One potential pressure point: shareholder resolutions. This year, investors are bringing 1,126 policy proposals to vote at corporate annual meetings, up from 802 in 2002, according to the Investor Responsibility Research Center.

Another pressure point: federal regulators.

Since news of the scandals broke two years ago, thousands of people have called the Securities and Exchange Commission with tips on corporate misbehavior. As investors take advantage of their new rights under the law, regulators can no longer be aloof, says Tracey Rembert, director of shareholder activism for the Social Investment Forum. "I think it's had a profound effect on the SEC because they're not used to hearing from individuals."

Within this climate, corporations must make their shareholders aware of potential liabilities that could cause stock prices to plummet.

That requirement has enabled shareholders to pressure utilities, with threats of embarrassing resolutions and lawsuits, to report how their fossil-fuel burning might affect global warming. At least six states, according to the Wall Street Journal, are preparing to sue five energy companies whose emissions have allegedly become a public nuisance. In other cases, shareholders are demanding that company managers report how much impact operations might have on global warming.

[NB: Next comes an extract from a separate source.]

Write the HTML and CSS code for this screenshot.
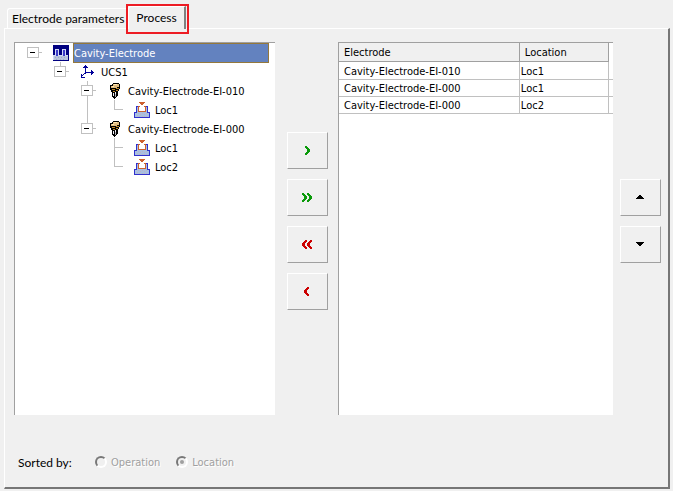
FILE: index.html
```html
<!DOCTYPE html>
<html lang="en">
<head>
<meta charset="utf-8">
<title>Electrode process</title>
<link rel="stylesheet" href="styles.css">
</head>
<body>
<svg class="defs" aria-hidden="true">
  <defs>
    <symbol id="minus" viewBox="0 0 27 19">
      <path d="M1.500 4.500h11v10h-11z" fill="#fff" stroke="#c0c0c0"/>
      <path d="M4 9.500h5" stroke="#000"/><path d="M13 9.500h3" stroke="#c0c0c0"/>
    </symbol>
    <symbol id="minus-first" viewBox="0 0 27 19">
      <use href="#minus"/><path d="M7.500 0v4" stroke="#c0c0c0"/>
    </symbol>
    <symbol id="minus-mid" viewBox="0 0 27 19">
      <use href="#minus-first"/><path d="M7.500 15v4" stroke="#c0c0c0"/>
    </symbol>
    <symbol id="line" viewBox="0 0 27 19"><path d="M7.500 0v19" stroke="#c0c0c0"/></symbol>
    <symbol id="tee" viewBox="0 0 27 19"><path d="M7.500 0v19M8 9.500h8" stroke="#c0c0c0"/></symbol>
    <symbol id="end" viewBox="0 0 27 19"><path d="M7.500 0v9.500h8.500" fill="none" stroke="#c0c0c0"/></symbol>
    <symbol id="project" viewBox="0 0 16 16">
      <path fill="#000080" d="M0 0h16v16H0z"/>
      <path fill="#b8c4dc" d="M1 11h14v4H1z"/>
      <path fill="#a0a8c8" d="M2 12h1v1H2zM5 12h1v1H5zM8 12h1v1H8zM11 12h1v1h-1zM3 14h1v1H3zM7 14h1v1H7zM10 14h1v1h-1z"/>
      <path fill="#3a3ac8" d="M3 5h2v6H3zM10 5h2v6h-2z"/>
      <path fill="#d0d8f4" d="M2 4h4v6h3V4h4v6h2v1h-3V5h-2v6H5V5H3v6H1v4H0v-5h2z"/>
    </symbol>
    <symbol id="axes" viewBox="0 0 16 16">
      <path fill="#000099" d="M5 1h1v1H5zM4 2h3v1H4zM3 3h5v1H3zM5 4h1v6H5zM5 8h9v1H5zM11 6h1v1h-1zM11 7h2v1h-2zM11 9h2v1h-2zM11 10h1v1h-1zM4 9h1v1H4zM3 10h1v1H3zM2 11h1v1H2zM1 10h1v3h3v1H1z"/>
    </symbol>
    <symbol id="tool" viewBox="0 0 16 16">
      <path fill="#000" d="M6 0h6v1h1v5h-1v2h-1v5h-1v1H9v1H8v1H7v-1H6v-1H5V9H4V7H3V2h2V1h1z"/>
      <path fill="#e0bc80" d="M6 1h6v3h-2v1H4V3h2z"/>
      <path fill="#ffe8b4" d="M7 1h3v1H7zM5 3h2v1H5z"/>
      <path fill="#c08828" d="M5 6h3v1H5zM9 5h3v1H9zM6 8h2v1H6zM9 7h2v1H9z"/>
      <path fill="#f0f0f8" d="M6 10h1v3H6zM8 9h1v2H8z"/><path fill="#b0b0b8" d="M8 11h1v3H8z"/>
    </symbol>
    <symbol id="place" viewBox="0 0 16 16">
      <path fill="#a8c0e0" d="M3 5h2v5h6V5h2v6h2v5H1v-5h2z"/>
      <path fill="#c0b0c4" d="M4 11h1v1H4zM6 12h1v1H6zM8 11h1v1H8zM10 12h1v1h-1zM12 11h1v1h-1zM3 13h1v1H3zM5 14h1v1H5zM8 14h1v1H8zM12 14h1v1h-1zM10 14h1v1h-1z"/>
      <path fill="#3030cc" d="M2 4h2v1H3v6H1v4h14v-4h-2V5h-1V4h2v6h2v6H0v-6h2z"/>
      <path fill="#cc6030" d="M5 0h6v1h-1v1H9v1H7V2H6V1H5zM4 4h2v1H5v4h6V5h-1V4h2v6H4z"/>
    </symbol>
  </defs>
</svg>

<main class="window">
  <div class="tabs" role="tablist">
    <button class="tab" type="button" role="tab" aria-selected="false">Electrode parameters</button>
    <button class="tab tab-active" type="button" role="tab" aria-selected="true">Process</button>
  </div>
  <section class="panel" role="tabpanel">
    <div class="workspace">
      <ul class="tree" role="tree">
        <li role="treeitem" aria-expanded="true">
          <div class="row"><svg class="guide"><use href="#minus"/></svg><svg class="icon"><use href="#project"/></svg><span class="name selected">Cavity-Electrode</span></div>
          <ul role="group">
            <li role="treeitem" aria-expanded="true">
              <div class="row level-1"><svg class="guide"><use href="#minus-first"/></svg><svg class="icon"><use href="#axes"/></svg><span class="name">UCS1</span></div>
              <ul role="group">
                <li role="treeitem" aria-expanded="true">
                  <div class="row level-2"><svg class="guide"><use href="#minus-mid"/></svg><svg class="icon"><use href="#tool"/></svg><span class="name">Cavity-Electrode-EI-010</span></div>
                  <ul role="group">
                    <li class="row level-2" role="treeitem"><svg class="guide"><use href="#line"/></svg><svg class="guide"><use href="#end"/></svg><svg class="icon"><use href="#place"/></svg><span class="name">Loc1</span></li>
                  </ul>
                </li>
                <li role="treeitem" aria-expanded="true">
                  <div class="row level-2"><svg class="guide"><use href="#minus-first"/></svg><svg class="icon"><use href="#tool"/></svg><span class="name">Cavity-Electrode-EI-000</span></div>
                  <ul role="group">
                    <li class="row level-3" role="treeitem"><svg class="guide"><use href="#tee"/></svg><svg class="icon"><use href="#place"/></svg><span class="name">Loc1</span></li>
                    <li class="row level-3" role="treeitem"><svg class="guide"><use href="#end"/></svg><svg class="icon"><use href="#place"/></svg><span class="name">Loc2</span></li>
                  </ul>
                </li>
              </ul>
            </li>
          </ul>
        </li>
      </ul>

      <div class="transfer">
        <button class="push add" type="button" aria-label="Add"><svg class="glyph" viewBox="0 0 12 9"><path d="M4 0h2v1h1v1h1v1h1v3H8v1H7v1H6v1H4V7h1V6h1V3H5V2H4z"/></svg></button>
        <button class="push add" type="button" aria-label="Add all"><svg class="glyph" viewBox="0 0 12 9"><path d="M1 0h2v1h1v1h1v1h1v3H5v1H4v1H3v1H1V7h1V6h1V3H2V2H1zM6 0h2v1h1v1h1v1h1v3h-1v1H9v1H8v1H6V7h1V6h1V3H7V2H6z"/></svg></button>
        <button class="push remove" type="button" aria-label="Remove all"><svg class="glyph" viewBox="0 0 12 9"><path d="M6 0H4v1H3v1H2v1H1v3h1v1h1v1h1v1h2V7H5V6H4V3h1V2h1zM11 0H9v1H8v1H7v1H6v3h1v1h1v1h1v1h2V7h-1V6H9V3h1V2h1z"/></svg></button>
        <button class="push remove" type="button" aria-label="Remove"><svg class="glyph" viewBox="0 0 12 9"><path d="M8 0H6v1H5v1H4v1H3v3h1v1h1v1h1v1h2V7H7V6H6V3h1V2h1z"/></svg></button>
      </div>

      <div class="list">
        <table>
          <colgroup><col class="col-electrode"><col class="col-location"><col class="col-rest"></colgroup>
          <thead><tr><th scope="col">Electrode</th><th scope="col">Location</th><td></td></tr></thead>
          <tbody>
            <tr><td>Cavity-Electrode-EI-010</td><td>Loc1</td><td></td></tr>
            <tr><td>Cavity-Electrode-EI-000</td><td>Loc1</td><td></td></tr>
            <tr><td>Cavity-Electrode-EI-000</td><td>Loc2</td><td></td></tr>
          </tbody>
        </table>
      </div>

      <div class="order">
        <button class="push" type="button" aria-label="Move up"><svg class="glyph" viewBox="0 0 12 9"><path d="M5 2h2v1h1v1h1v1h1v1H2V5h1V4h1V3h1z"/></svg></button>
        <button class="push" type="button" aria-label="Move down"><svg class="glyph" viewBox="0 0 12 9"><path d="M2 2h8v1H9v1H8v1H7v1H5V5H4V4H3V3H2z"/></svg></button>
      </div>
    </div>

    <div class="sorting" role="radiogroup" aria-labelledby="sort-title">
      <span class="sort-title" id="sort-title">Sorted by:</span>
      <label class="option"><input type="radio" name="sort" disabled>Operation</label>
      <label class="option"><input type="radio" name="sort" checked disabled>Location</label>
    </div>
  </section>
</main>
</body>
</html>
```

FILE: styles.css
```css
* {
  box-sizing: border-box;
}

body {
  margin: 0;
  background: #f0f0f0;
  color: #000;
  font-family: "DejaVu Sans Condensed", "DejaVu Sans", sans-serif;
  font-size: 11px;
  line-height: 17px;
}

ul {
  margin: 0;
  padding: 0;
  list-style: none;
}

button {
  font: inherit;
  color: inherit;
  background: #f0f0f0;
}

svg {
  display: block;
  flex: none;
  shape-rendering: crispEdges;
}

.defs {
  position: absolute;
  width: 0;
  height: 0;
}

.window {
  display: flex;
  flex-direction: column;
  min-height: 100vh;
  padding: 6px 3px 2px 4px;
}

/* Tabs */
.tabs {
  display: flex;
  align-items: flex-end;
  height: 22px;
  padding-left: 3px;
}

.tab {
  height: 20px;
  padding: 0 4px;
  border: 1px solid #fff;
  border-width: 1px 0 0 1px;
  border-radius: 3px 0 0 0;
  font-family: Lato, "Open Sans", sans-serif;
  font-size: 12px;
  line-height: 17px;
  white-space: nowrap;
}

.tab-active {
  position: relative;
  height: 23px;
  margin-bottom: -1px;
  padding: 0 7px 1px 7px;
  border-right: 2px solid #808080;
}

/* Red highlight around the current tab */
.tab-active::after {
  content: "";
  position: absolute;
  inset: -3px -5px -5px -3px;
  border: 2px solid #ed1c24;
}

.panel {
  flex: 1;
  display: flex;
  flex-direction: column;
  border: 1px solid #fff;
  border-right: 2px solid #767676;
  border-bottom: 2px solid #767676;
  padding: 13px 7px 0 9px;
}

.workspace {
  flex: 1;
  display: grid;
  grid-template-columns: 261fr auto 275fr auto;
}

/* Tree */
.tree {
  background: #fff;
  border: 1px solid #a0a0a0;
  border-width: 1px 0 0 1px;
  padding-right: 6px;
}

.row {
  display: flex;
  align-items: center;
  height: 19px;
  padding-left: 11px;
}

.level-1 { padding-left: 38px; }
.level-2 { padding-left: 65px; }
.level-3 { padding-left: 92px; }

.guide {
  width: 27px;
  height: 19px;
}

.icon {
  width: 16px;
  height: 16px;
}

.name {
  margin-left: 4px;
  padding: 2px 0 0 1px;
  white-space: nowrap;
}

.selected {
  flex: 1;
  padding: 1px 0 0;
  background: #6382bf;
  border: 1px solid #94783c;
  color: #fff;
}

/* Push buttons */
.transfer,
.order {
  display: flex;
  flex-direction: column;
  gap: 10px;
}

.transfer {
  padding: 90px 10px 0 12px;
}

.order {
  padding: 137px 0 0 7px;
}

.push {
  display: grid;
  place-items: center;
  width: 41px;
  height: 37px;
  padding: 0 2px 0 0;
  border: 1px solid #fff;
  border-right-color: #a0a0a0;
  border-bottom-color: #a0a0a0;
}

.glyph {
  width: 12px;
  height: 9px;
}

.add { fill: #0a9a0a; }
.remove { fill: #cc0000; }

/* Electrode table */
.list {
  background: #fff;
  border: 1px solid #a0a0a0;
  border-width: 1px 0 0 1px;
}

table {
  width: 100%;
  table-layout: fixed;
  border-collapse: separate;
  border-spacing: 0;
}

.col-electrode { width: 66%; }
.col-rest { width: 4px; }

th,
td {
  height: 17px;
  padding: 2px 0 0 1px;
  border: 1px solid #c0c0c0;
  border-width: 0 1px 1px 0;
  font-weight: normal;
  line-height: 14px;
  text-align: left;
  white-space: nowrap;
}

th {
  height: 19px;
  padding-left: 5px;
  background: #f0f0f0;
  border-color: #a0a0a0;
}

td:first-child,
th:first-child {
  padding-left: 5px;
}

td:last-child {
  padding: 0;
  border-right: 0;
}

thead td {
  border: 0;
}

tbody tr:first-child td {
  height: 18px;
}

/* Sorting */
.sorting {
  display: flex;
  align-items: center;
  height: 72px;
  padding: 22px 0 0 4px;
}

.sort-title {
  width: 77px;
  font-family: Lato, "Open Sans", sans-serif;
  font-size: 12px;
}

.option {
  display: flex;
  align-items: center;
  gap: 4px;
  margin-right: 16px;
  color: #a0a0a0;
  text-shadow: 1px 1px #fff;
}

input[type="radio"] {
  appearance: none;
  display: grid;
  place-items: center;
  width: 12px;
  height: 12px;
  margin: 0;
  border: 2px solid #787878;
  border-right-color: #fff;
  border-bottom-color: #fff;
  border-radius: 50%;
}

input[type="radio"]:checked::before {
  content: "";
  width: 4px;
  height: 4px;
  border-radius: 50%;
  background: #a0a0a0;
}
```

Changes in the law have also opened new avenues for ethical crusading in the workplace. Whistle-blower laws protecting employees who witness wrongful conduct on the job have become significantly stronger, Ms. Rembert says. Example: Those who go over their bosses' heads to report wrongdoing no longer need to fear retribution. By law, their identities can't be revealed to their immediate superiors.

For average investors, creative use of the law in today's scandal-weary environment often means exercising their newly established rights. Once investors know those rights, experts say, execution is far easier than they might have imagined.

Mutual-fund investors, for instance, will soon have a right to know how fund managers have been voting on resolutions raised at specific companies' shareholder meetings. Did they side with the company's management on issues from labor relations to environmental impact? Did they support pay hikes for the CEO? Did they insist on board-member independence to prevent any possible conflict of interest?

After Aug. 31, investors will be able to obtain answers simply by contacting the mutual fund and requesting a proxy voting report. Industry watchers expect a high level of interest among individual investors might lead fund managers to weigh ethical considerations seriously when voting their proxies next time around.

Investors also have a right to information that might reasonably affect their decisions about whether to keep investing in a particular company, says Mercer Bullard, professor of securities law at the University of Mississippi School of Law. For investors with ethical concerns, the challenge lies in how to make the case for why they have a stake in the company's behavior.

"You need to formulate your social values into market values," Mr. Bullard says. If the investor can show that disclosure on social issues could reasonably affect his or her decisions and financial returns, then SEC regulators can take up the cause and mandate the sought-after disclosure.

Of course, where the law is wielded as an instrument, lawsuits are never far behind. According to new, post-scandal requirements, executives now must sign off on company financial statements, attesting to their comprehensive review and accuracy. That some individual executives will be sued for allegedly misleading investors, experts say, is only a matter of time.

For now, most class-action lawsuits on behalf of investors have centered on the financial damages they allegedly suffered. But as an increasing number of suits get settled with nonfinancial commitments to corporate reform among the terms of agreement, the scope defining what's due investors seems to be broadening, Rembert says. "It's not far fetched that you might see a class-action suit on some kind of social issue."